Forgotten is the utopian, post-scarcity Earth, where wealth disparity is no longer a thing because you can literally just replicate whatever you want, the advanced medical technology from even years in the past of when this series was supposed to take place, and the histories of pretty much all the characters. Just as an example, the show was so obsessed with everyone and their uncle yelling at Picard about how he was wrong about everything, and everything bad that had happened was his fault, that everyone just completely forgot about one of the few award-winning episodes of TNG, where Picard lived an entire lifetime and had a family, which was shown to have still effected him long afterwards, all so Riker and Troi can talk down to him about how he allegedly doesn't know how to deal with a teenager. Another thing is that the show is built around this strange obsession Picard supposedly had with Data, which is based on a relationship the characters were never shown to have. I suppose one could argue that Picard was somehow effected by Data sacrificing himself to save his life, but this is hardly the first time his crew saved his ass at the last minute. Hell, Data was instrumental in breaking through to him as Locutus. But where was Data's real best friend? Where was Geordi? Also apparently forgotten are all the times Picard has saved the Earth and the Federation, all so he can be berated over the dumbest things. Also forgotten is the strength of the Romulan Empire - they shouldn't have needed any kind of help from the Federation. It also makes no sense why they would need to build a completely brand new fleet - that was entirely so Kurtzman could inject his 9/11 truther bullshit. And all of Seven's character development was thrown directly into the garbage in order to become whatever this show needed her to be. It's appalling that so much was thrown out, even as the show threw in all these little continuity references, like Icheb lacking a part because he'd donated it to Seven, yet they couldn't remember that Picard had actually had a family, or the advanced state of medical technology which could have saved Icheb, probably pretty easily?
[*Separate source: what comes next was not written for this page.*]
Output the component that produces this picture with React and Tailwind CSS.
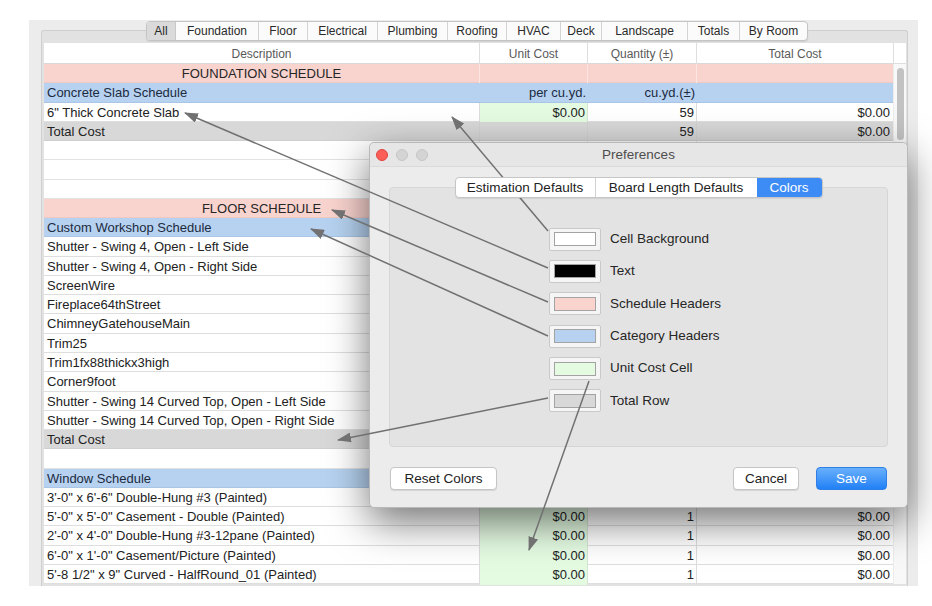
import React from 'react';

const TABS = [
  ['All', 30],
  ['Foundation', 83],
  ['Floor', 49],
  ['Electrical', 70],
  ['Plumbing', 70],
  ['Roofing', 59],
  ['HVAC', 54],
  ['Deck', 41],
  ['Landscape', 86],
  ['Totals', 52],
  ['By Room', 67],
];

const FLOOR_ITEMS = [
  'Shutter - Swing 4, Open - Left Side',
  'Shutter - Swing 4, Open - Right Side',
  'ScreenWire',
  'Fireplace64thStreet',
  'ChimneyGatehouseMain',
  'Trim25',
  'Trim1fx88thickx3high',
  'Corner9foot',
  'Shutter - Swing 14 Curved Top, Open - Left Side',
  'Shutter - Swing 14 Curved Top, Open - Right Side',
];

const WINDOW_ITEMS = [
  '3\'-0" x 6\'-6" Double-Hung #3 (Painted)',
  '5\'-0" x 5\'-0" Casement - Double (Painted)',
  '2\'-0" x 4\'-0" Double-Hung #3-12pane (Painted)',
  '6\'-0" x 1\'-0" Casement/Picture (Painted)',
  '5\'-8 1/2" x 9" Curved - HalfRound_01 (Painted)',
];

// rows under the dialog keep their cells, the figures there are not visible
const ROWS = [
  { t: 'sched', d: 'FOUNDATION SCHEDULE' },
  { t: 'cat', d: 'Concrete Slab Schedule', u: 'per cu.yd.', q: 'cu.yd.(±)' },
  { t: 'item', d: '6" Thick Concrete Slab', u: '$0.00', q: '59', c: '$0.00' },
  { t: 'total', d: 'Total Cost', q: '59', c: '$0.00' },
  { t: 'empty' },
  { t: 'empty' },
  { t: 'empty' },
  { t: 'sched', d: 'FLOOR SCHEDULE' },
  { t: 'cat', d: 'Custom Workshop Schedule' },
  ...FLOOR_ITEMS.map((d) => ({ t: 'item', d })),
  { t: 'total', d: 'Total Cost' },
  { t: 'empty' },
  { t: 'cat', d: 'Window Schedule' },
  ...WINDOW_ITEMS.map((d, i) => (i === 0 ? { t: 'item', d } : { t: 'item', d, u: '$0.00', q: '1', c: '$0.00' })),
];

const SWATCHES = [
  ['Cell Background', 'bg-white'],
  ['Text', 'bg-black'],
  ['Schedule Headers', 'bg-[#f9d3ce]'],
  ['Category Headers', 'bg-[#b6d2f0]'],
  ['Unit Cost Cell', 'bg-[#e4fbe2]'],
  ['Total Row', 'bg-[#d8d8d8]'],
];

// annotation arrows: [fromX, fromY, tipX, tipY]
const ARROWS = [
  [548, 268, 185, 113],
  [548, 231, 452, 117],
  [548, 302, 332, 210],
  [548, 336, 311, 229],
  [548, 398, 338, 440],
  [589, 381, 529, 550],
];

function Row({ r }) {
  const base = 'grid grid-cols-[436px_108px_109px_196px] h-[19.27px] text-[13px] leading-[20px] border-b';

  if (r.t === 'sched') {
    return (
      <div className={`${base} bg-[#f9d3ce] border-[#efc9c4] text-[#262626]`}>
        <div className="text-center border-r border-[#fbe4e1]">{r.d}</div>
        <div className="border-r border-[#fbe4e1]" />
        <div className="border-r border-[#fbe4e1]" />
        <div />
      </div>
    );
  }
  if (r.t === 'cat') {
    return (
      <div className={`${base} bg-[#b6d2f0] border-[#a9c6e6] text-[#1c2a40]`}>
        <div className="pl-[3px]">{r.d}</div>
        <div className="text-right pr-[2px]">{r.u}</div>
        <div className="text-right pr-[2px]">{r.q}</div>
        <div />
      </div>
    );
  }
  if (r.t === 'item') {
    return (
      <div className={`${base} bg-white border-[#dedede] text-[#222]`}>
        <div className="pl-[3px] border-r border-[#dcdcdc] whitespace-nowrap">{r.d}</div>
        <div className="bg-[#e4fbe2] text-right pr-[2px] border-r border-[#d6e6d4]">{r.u}</div>
        <div className="text-right pr-[2px] border-r border-[#dcdcdc]">{r.q}</div>
        <div className="text-right pr-[3px]">{r.c}</div>
      </div>
    );
  }
  if (r.t === 'total') {
    return (
      <div className={`${base} bg-[#d8d8d8] border-[#cfcfcf] text-[#222]`}>
        <div className="pl-[3px] border-r border-[#d2d2d2]">{r.d}</div>
        <div className="border-r border-[#d2d2d2]" />
        <div className="text-right pr-[2px] border-r border-[#d2d2d2]">{r.q}</div>
        <div className="text-right pr-[3px]">{r.c}</div>
      </div>
    );
  }
  return (
    <div className={`${base} bg-white border-[#e2e2e2]`}>
      <div className="border-r border-[#e2e2e2]" />
      <div className="border-r border-[#e2e2e2]" />
      <div className="border-r border-[#e2e2e2]" />
      <div />
    </div>
  );
}

function TabBar() {
  return (
    <div className="relative z-10 mt-[1px] ml-[117px] flex h-[20px] w-fit rounded-[4px] border border-[#c4c4c4] bg-[#fbfbfb] shadow-[0_1px_1px_rgba(0,0,0,0.08)] text-[12px] text-[#2a2a2a]">
      {TABS.map(([name, w], i) => (
        <div
          key={name}
          style={{ width: w - (i === 0 ? 1 : 0) }}
          className={
            i === 0
              ? 'flex items-center justify-center rounded-l-[3px] bg-[#dadada] border-r border-[#c8c8c8]'
              : i === TABS.length - 1
              ? 'flex items-center justify-center'
              : 'flex items-center justify-center border-r border-[#d4d4d4]'
          }
        >
          {name}
        </div>
      ))}
    </div>
  );
}

function Table() {
  return (
    <div className="flex w-[862px] bg-white">
      <div className="w-[849px] flex flex-col">
        <div className="grid grid-cols-[436px_108px_109px_196px] h-[21px] border-b border-[#d9d9d9] text-[12px] leading-[22px] text-[#595959]">
          <div className="text-center border-r border-[#dedede]">Description</div>
          <div className="text-center border-r border-[#dedede]">Unit Cost</div>
          <div className="text-center border-r border-[#dedede]">Quantity (±)</div>
          <div className="text-center">Total Cost</div>
        </div>
        {ROWS.map((r, i) => (
          <Row key={i} r={r} />
        ))}
      </div>
      <div className="w-[13px] flex flex-col">
        <div className="h-[21px] border-b border-l border-[#dedede] bg-white" />
        <div className="flex-1 bg-[#f8f8f8] border-l border-[#ececec] flex flex-col items-center">
          <div className="mt-[4px] h-[72px] w-[7px] rounded-full bg-[#c2c2c2]" />
        </div>
      </div>
    </div>
  );
}

function Preferences() {
  return (
    <div className="absolute left-[369px] top-[142px] w-[539px] h-[366px] flex flex-col bg-[#ececec] border border-[#b9b9b9] rounded-[5px] shadow-[0_14px_40px_rgba(0,0,0,0.55)]">
      <div className="relative h-[24px] flex items-center rounded-t-[5px] bg-[#e6e6e6] border-b border-[#dadada]">
        <div className="flex items-center gap-[8px] pl-[6px]">
          <div className="h-[12px] w-[12px] rounded-full bg-[#fc5f57] border border-[#e0443e]" />
          <div className="h-[12px] w-[12px] rounded-full bg-[#d4d4d4] border border-[#c6c6c6]" />
          <div className="h-[12px] w-[12px] rounded-full bg-[#d4d4d4] border border-[#c6c6c6]" />
        </div>
        <div className="flex-1 text-center pr-[58px] pt-[2px] text-[13.5px] text-[#4d4d4d]">Preferences</div>
      </div>

      <div className="relative z-10 mt-[10px] flex justify-center">
        <div className="flex h-[21px] rounded-[4px] border border-[#c6c6c6] bg-white text-[13.5px] text-[#222] shadow-[0_1px_1px_rgba(0,0,0,0.08)]">
          <div className="w-[140px] flex items-center justify-center pt-[1px] border-r border-[#d2d2d2]">Estimation Defaults</div>
          <div className="w-[161px] flex items-center justify-center pt-[1px]">Board Length Defaults</div>
          <div className="w-[65px] flex items-center justify-center pt-[1px] rounded-r-[3px] bg-[#3d8cf6] text-white">Colors</div>
        </div>
      </div>

      <div className="-mt-[11px] mx-[19px] h-[260px] rounded-[4px] border border-[#d6d6d6] bg-[#e3e3e3] pt-[40px] pl-[159px] flex flex-col gap-[10.4px]">
        {SWATCHES.map(([label, color]) => (
          <div key={label} className="flex items-center gap-[9px] h-[22px]">
            <div className="w-[52px] h-[23px] rounded-[2px] border border-[#c9c9c9] bg-[#f5f5f5] flex items-center justify-center">
              <div className={`w-[42px] h-[14px] border border-[#a3a3a3] ${color}`} />
            </div>
            <div className="text-[13.5px] text-[#262626]">{label}</div>
          </div>
        ))}
      </div>

      <div className="mt-[20px] flex items-center px-[20px] text-[13.5px] text-[#222]">
        <div className="w-[107px] h-[23px] flex items-center justify-center pt-[1px] rounded-[4px] border border-[#c5c5c5] bg-white shadow-[0_1px_1px_rgba(0,0,0,0.1)]">
          Reset Colors
        </div>
        <div className="flex-1" />
        <div className="w-[66px] h-[23px] flex items-center justify-center pt-[1px] rounded-[4px] border border-[#c5c5c5] bg-white shadow-[0_1px_1px_rgba(0,0,0,0.1)]">
          Cancel
        </div>
        <div className="ml-[17px] w-[71px] h-[23px] flex items-center justify-center pt-[1px] rounded-[4px] border border-[#2f7fe8] bg-gradient-to-b from-[#67b0fb] to-[#1f80f6] text-white">
          Save
        </div>
      </div>
    </div>
  );
}

function Arrows() {
  return (
    <svg className="absolute inset-0 pointer-events-none" width="932" height="606">
      <defs>
        <marker
          id="ah"
          viewBox="0 0 14 10"
          refX="13"
          refY="5"
          markerWidth="14"
          markerHeight="10"
          markerUnits="userSpaceOnUse"
          orient="auto"
        >
          <path d="M0,0 L14,5 L0,10 z" fill="#717171" />
        </marker>
      </defs>
      {ARROWS.map(([x1, y1, x2, y2], i) => (
        <line key={i} x1={x1} y1={y1} x2={x2} y2={y2} stroke="#717171" strokeWidth="1.5" markerEnd="url(#ah)" />
      ))}
    </svg>
  );
}

export default function App() {
  return (
    <div className="relative w-[932px] h-[606px] overflow-hidden bg-white font-['Liberation_Sans',Arial,sans-serif] text-[#222]">
      <div className="ml-[29px] mt-[20px] w-[889px] h-[566px] bg-[#ececec] flex flex-col">
        <TabBar />
        <div className="-mt-[11px] ml-[12px] w-[867px] flex-1 overflow-hidden rounded-t-[3px] border-x border-t border-[#cfcfcf] bg-[#e2e2e2] pt-[12px] pl-[2px]">
          <Table />
        </div>
      </div>
      <Preferences />
      <Arrows />
    </div>
  );
}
Gads, there's so much I could go into, but I find myself not really wanting to, because I'd have to write a damn essay to get it all out.

One final point I want to cover, though, is this argument that always seems to come up to defend anything stupid a new Star Trek series does, which has been used to defend STD, and I can even remember it being used to excuse ENT's stupidity, which is the idea that the other shows sucked in their first couple of seasons, too. I'd actually argue that wasn't really so much the case, as both TNG and DS9 has some pretty good episodes in their first couple of seasons (hell, DS9 had "Duet" in its first season), but that's really besides the point. The real point is that this isn't much of an argument specifically because any new show now has all the lessons that were ever learned on any of the shows, going all the way back to 1987. All those lessons, are there for the learning, along with those learned by all kinds of other shows (nuBSG, for example), if anyone working on nuTrek actually cared enough to avoid making the same mistakes over again. Of course, they basically jettisoned everything but names and a few things here and there out the airlock.
 

Jormungandr

The Midgard Wyrm
Founder
Arise, foul Kurtzman Trek series thread!

Someone posted up an interesting theory on the latest (and final) Picard season.

So, potential spoilers for those following it.



Three unaddressed points: first is that Seven claimed that the Borg's collective memory was fragmented in the past, and that their territory had been reduced to a handful of systems, in Voyager; second is that Juratti is now the new Queen and is BFFs with the Federation, unless there had been a split between her Borg (Queen-led) and the others (Collective will-led); third is that fucking massive transwarp conduit that Juratti is guarding.

It could be that this force is what the Collective was formed from/around, like that Celiar in the non-canon Destiny books.
 

mspence

Well-known member
Jack just wanted to see his mommy?
Well at least we finally got to see a ship with actual lights.
And it's the old people against those darn assimilated kids.